Section 48 — Disqualification / Age
- A member must be independent (no conflict of interest).
- Cannot continue after attaining 65 years.
Section 49 — Procedure & Powers
- Conciliation Officers and Tribunals may follow such procedure as they deem fit, subject to the Code.
- Entry & inspection rights (with notice) for inquiry.
- Full civil-court powers: summon witnesses, enforce attendance, call for documents, issue commissions.
- Proceedings deemed judicial (IPC 193/228).
- Tribunal awards/orders are executable like civil court decrees.
Section 50 — Relief in cases of discharge/dismissal
- Tribunal/National Industrial Tribunal may:
- set aside termination,
- order reinstatement or lesser punishment,
- grant interim relief based only on existing material (no new evidence at interim stage).
Section 51 — Transfer of Pending Cases
- All matters pending before Labour Courts/Industrial Tribunals/National Tribunal under the ID Act, 1947 shift to the corresponding Tribunal under the Code.
- Cases may be continued de novo or from the stage already reached.

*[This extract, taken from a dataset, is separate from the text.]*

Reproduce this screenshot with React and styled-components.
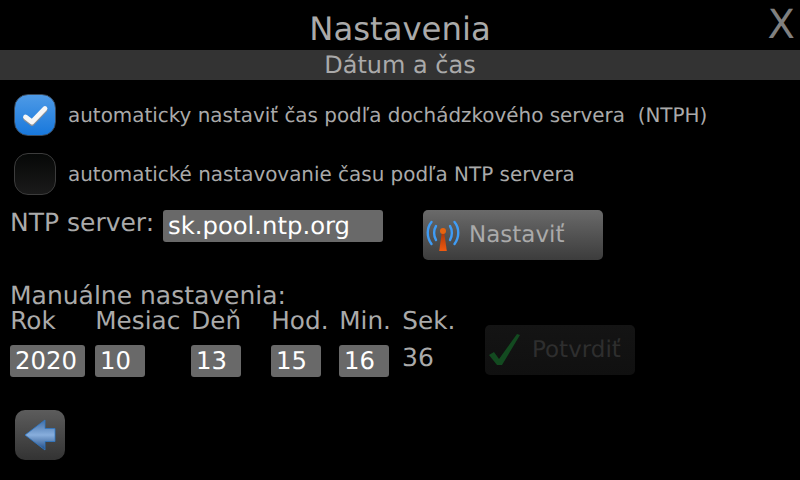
import React from "react";
import styled, { createGlobalStyle } from "styled-components";

const GlobalStyle = createGlobalStyle`
  html, body {
    margin: 0;
    padding: 0;
    background: #000;
  }
  * {
    box-sizing: border-box;
  }
`;

const Page = styled.div`
  position: relative;
  width: 800px;
  height: 480px;
  overflow: hidden;
  display: flex;
  flex-direction: column;
  background: #000;
  color: #aaa;
  font-family: "DejaVu Sans", sans-serif;
  text-rendering: geometricPrecision;
`;

const Title = styled.div`
  height: 50px;
  padding-top: 8px;
  font-size: 32.3px;
  line-height: 42px;
  text-align: center;
  color: #aaa;
`;

const Close = styled.div`
  position: absolute;
  top: 2px;
  right: 5px;
  font-size: 40px;
  line-height: 46px;
  color: #808080;
`;

const SubTitle = styled.div`
  height: 30px;
  background: #333;
  font-size: 24px;
  line-height: 30px;
  text-align: center;
  color: #aaa;
`;

const CheckRow = styled.div`
  display: flex;
  align-items: center;
  gap: 12px;
  height: 42px;
  padding-left: 14px;
  margin-top: ${(p) => p.$top}px;
  font-size: 19.93px;
`;

const CheckBox = styled.div`
  width: 42px;
  height: 42px;
  flex: none;
  border-radius: 14px;
  display: flex;
  align-items: center;
  justify-content: center;
  border: 1px solid ${(p) => (p.$checked ? "#3a4a5c" : "#3c3c3c")};
  background: ${(p) =>
    p.$checked ? "linear-gradient(#4e9ae6, #1878dc)" : "linear-gradient(#060807, #1a1a1a)"};
`;

const NtpRow = styled.div`
  display: flex;
  align-items: flex-start;
  margin-top: 15px;
  padding-left: 10px;
`;

const NtpLabel = styled.div`
  width: 153px;
  font-size: 25px;
  line-height: 26px;
`;

const Field = styled.div`
  width: ${(p) => p.$w}px;
  height: 32px;
  flex: none;
  padding-left: ${(p) => p.$pad}px;
  border-radius: 3px;
  background: #696969;
  color: #fff;
  font-size: 24.3px;
  line-height: 31px;
`;

const Button = styled.div`
  height: 50px;
  width: ${(p) => p.$w}px;
  flex: none;
  display: flex;
  align-items: center;
  border-radius: 5px;
  font-size: 23px;
  background: ${(p) =>
    p.$disabled ? "linear-gradient(#141414, #101010)" : "linear-gradient(#6a6a6a, #3c3c3c)"};
  color: ${(p) => (p.$disabled ? "#2e2e2e" : "#aaa")};
`;

const NtpButton = styled(Button)`
  margin-left: 40px;
  gap: 9px;
  padding-left: 3px;
`;

const ManualTitle = styled.div`
  margin-top: 23px;
  height: 25px;
  padding-left: 10px;
  font-size: 25px;
  line-height: 26px;
`;

const ManualRow = styled.div`
  display: flex;
  align-items: flex-start;
`;

const DateGrid = styled.div`
  display: grid;
  grid-template-columns: 85px 96px 80px 68px 63px 60px;
  grid-template-rows: 26px 32px;
  row-gap: 11px;
  padding-left: 10px;
`;

const ColLabel = styled.div`
  font-size: 24.7px;
  line-height: 26px;
  padding-left: 0.3px;
  white-space: nowrap;
`;

const Seconds = styled.div`
  font-size: 25px;
  line-height: 26px;
`;

const ConfirmButton = styled(Button)`
  margin-top: 17px;
  margin-left: 23px;
  gap: 11px;
  padding-left: 3px;
`;

const BackButton = styled.div`
  width: 50px;
  height: 50px;
  margin: 33px 0 0 15px;
  border-radius: 10px;
  display: flex;
  align-items: center;
  justify-content: center;
  background: linear-gradient(#5c5c5c, #333);
`;

const CheckMark = () => (
  <svg width="30" height="26" viewBox="0 0 30 26">
    <path d="M5.5 15 L12 20 L25 6.5" fill="none" stroke="#8a8f96" strokeWidth="4.8" strokeLinecap="round" strokeLinejoin="round" transform="translate(0 1.5)" />
    <path d="M5.5 15 L12 20 L25 6.5" fill="none" stroke="#f6f6f6" strokeWidth="4.8" strokeLinecap="round" strokeLinejoin="round" />
  </svg>
);

const AntennaIcon = () => (
  <svg width="34" height="36" viewBox="0 0 34 36">
    <defs>
      <linearGradient id="mast" x1="0" y1="0" x2="0" y2="1">
        <stop offset="0" stopColor="#a83408" />
        <stop offset="1" stopColor="#f05a10" />
      </linearGradient>
    </defs>
    <g fill="none" stroke="#3f9cf5" strokeWidth="2.4" strokeLinecap="round">
      <path d="M5.5 5 C0.5 11 0.5 20 5.5 27" />
      <path d="M10 9 C7.5 13 7.5 19 10 23" />
      <path d="M28.5 5 C33.5 11 33.5 20 28.5 27" />
      <path d="M24 9 C26.5 13 26.5 19 24 23" />
    </g>
    <path d="M16 14 H18 L20.8 34 H13.2 Z" fill="url(#mast)" />
    <circle cx="17" cy="14" r="3" fill="#e8640f" />
  </svg>
);

const ConfirmIcon = () => (
  <svg width="33" height="34" viewBox="0 0 33 34">
    <path d="M1 22 L6 19 L11 26 L29 1 L32 2 L14 32 L9 32 Z" fill="#134a20" />
  </svg>
);

const ArrowIcon = () => (
  <svg width="32" height="32" viewBox="0 0 32 32">
    <defs>
      <linearGradient id="arrow" x1="0" y1="0" x2="0" y2="1">
        <stop offset="0" stopColor="#3f6ea8" />
        <stop offset="0.5" stopColor="#88aedc" />
        <stop offset="1" stopColor="#1e4a84" />
      </linearGradient>
    </defs>
    <path d="M1 16 L21 1 L21 9.5 L31 9.5 L31 22.5 L21 22.5 L21 31 Z" fill="url(#arrow)" stroke="#2f78c8" strokeWidth="0.8" />
  </svg>
);

const dateColumns = [
  { label: "Rok", value: "2020", w: 75 },
  { label: "Mesiac", value: "10", w: 50 },
  { label: "Deň", value: "13", w: 50 },
  { label: "Hod.", value: "15", w: 50 },
  { label: "Min.", value: "16", w: 50 },
];

const App = () => (
  <Page>
    <GlobalStyle />
    <Title>Nastavenia</Title>
    <Close>X</Close>
    <SubTitle>Dátum a čas</SubTitle>

    <CheckRow $top={14}>
      <CheckBox $checked>
        <CheckMark />
      </CheckBox>
      automaticky nastaviť čas podľa dochádzkového servera&nbsp; (NTPH)
    </CheckRow>
    <CheckRow $top={17}>
      <CheckBox />
      automatické nastavovanie času podľa NTP servera
    </CheckRow>

    <NtpRow>
      <NtpLabel>NTP server:</NtpLabel>
      <Field $w={220} $pad={5}>sk.pool.ntp.org</Field>
      <NtpButton $w={180}>
        <AntennaIcon />
        Nastaviť
      </NtpButton>
    </NtpRow>

    <ManualTitle>Manuálne nastavenia:</ManualTitle>
    <ManualRow>
      <DateGrid>
        {dateColumns.map((c) => (
          <ColLabel key={c.label}>{c.label}</ColLabel>
        ))}
        <ColLabel>Sek.</ColLabel>
        {dateColumns.map((c) => (
          <div key={c.label}>
            <Field $w={c.w} $pad={5}>{c.value}</Field>
          </div>
        ))}
        <Seconds>36</Seconds>
      </DateGrid>
      <ConfirmButton $w={150} $disabled>
        <ConfirmIcon />
        Potvrdiť
      </ConfirmButton>
    </ManualRow>

    <BackButton>
      <ArrowIcon />
    </BackButton>
  </Page>
);

export default App;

Relevant Timeline Note (from later provision — for context)
- Conciliation Officer shall not hold conciliation proceedings after 2 years from the date the dispute arose (Section 53 proviso).
Included here for practitioners because it affects viability of conciliation under Section 43–44.
Why These Provisions Matter (practitioner insight)
- Bench selection strategy: Section 44(7)’s list determines whether your matter must go before a two-member bench — critical in termination, trade union, and closure matters.
- Procedural continuity: Section 45 prevents litigants from challenging Tribunal constitution to delay proceedings.
- Case transfer strategy: Section 51 allows reassessment of ongoing ID Act matters once they shift to the new Tribunal framework.
- Civil-court powers: Section 49 ensures Tribunal adjudication is robust and enforceable, easing evidentiary practice.
- Penalties (Chapter XII, Sections 85–90)
Examples:
- Illegal strike/lockout → penalties on workers and employers.
- Wrongful disclosure, non-maintenance of registers, non-compliance with Standing Orders → fines.
- Repeat offences carry enhanced penalties.
Benefit:
Shifts towards monetary penalties rather than criminal prosecution.
- Key Compliance Checklist for Industries
✔ Register and recognise Negotiating Union/Council
✔ Draft or adopt Model Standing Orders (Section 30)
✔ Ensure retrieval of certified Standing Orders (Section 34)
✔ Maintain notice periods for strike/lockout under Section 62
✔ Comply with timelines for conciliation, arbitration, and tribunal matters
✔ Maintain employee records as prescribed
✔ For 300+ worker establishments:
- Prior permission for lay-off, retrenchment, closure
✔ Pay mandatory retrenchment compensation
✔ Deposit re-skilling fund contribution (Section 83)
Conclusion: Why the Industrial Relations Code, 2020 Matters
The IRC, 2020 represents a structural, long-awaited reform that balances industrial flexibility with worker protection. Compared to the earlier regime, it brings:
- Certainty (fixed timelines)
- Uniformity (notice for strike norms across sectors)
- Stability (Standing Orders not arbitrarily alterable)
- Reduced compliance burden (threshold raised to 300)
- Better dispute resolution (single tribunal + timelines)
- Worker welfare (re-skilling fund)
It ultimately aims to create an ecosystem of industrial harmony, predictable operations, and structured negotiations—essential for India’s growing manufacturing and service sectors.